Tools for Measuring CPI
Several tools can help measure CPI in real systems:
-
Linux
perf: A powerful profiling tool that provides cycle and instruction counts.perf stat -e cycles,instructions ./your_program
- Intel VTune: A comprehensive profiler for Intel processors, offering detailed CPI breakdowns by instruction type.
- ARM Streamline: A performance analyzer for ARM-based systems, including mobile devices.
- Hardware Performance Counters: Directly accessible via assembly or system calls for precise measurements.

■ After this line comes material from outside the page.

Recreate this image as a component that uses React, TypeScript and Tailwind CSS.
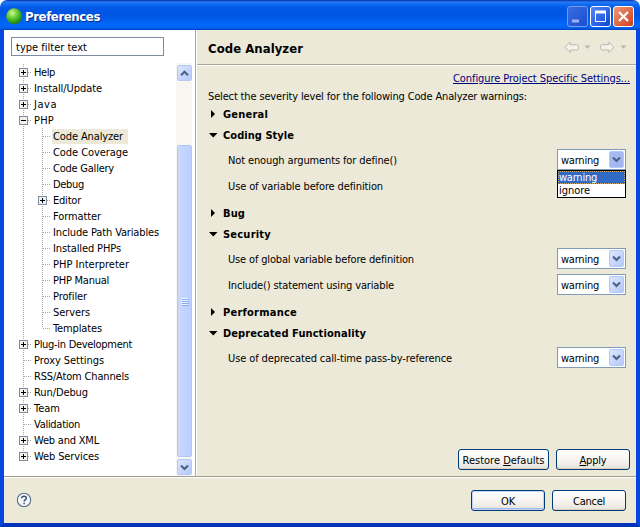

Case Study: CPI in Mobile vs. Desktop Processors
Mobile processors (e.g., ARM Cortex) and desktop processors (e.g., Intel Core i7) often have different CPI characteristics due to design trade-offs:
| Metric | Mobile Processor (ARM Cortex-A78) | Desktop Processor (Intel Core i9-12900K) |
|---|---|---|
| Typical CPI (Integer) | 1.2 – 1.8 | 0.8 – 1.5 |
| Typical CPI (Floating-Point) | 2.0 – 3.5 | 1.0 – 2.5 |
| Pipeline Depth | 12-15 stages | 14-20 stages |
| Superscalar Width | 3-4 instructions/cycle | 6-8 instructions/cycle |
| Branch Misprediction Penalty | 10-15 cycles | 15-20 cycles |
Mobile processors prioritize power efficiency, often resulting in slightly higher CPI but lower energy consumption. Desktop processors optimize for raw performance, achieving lower CPI at the cost of higher power usage.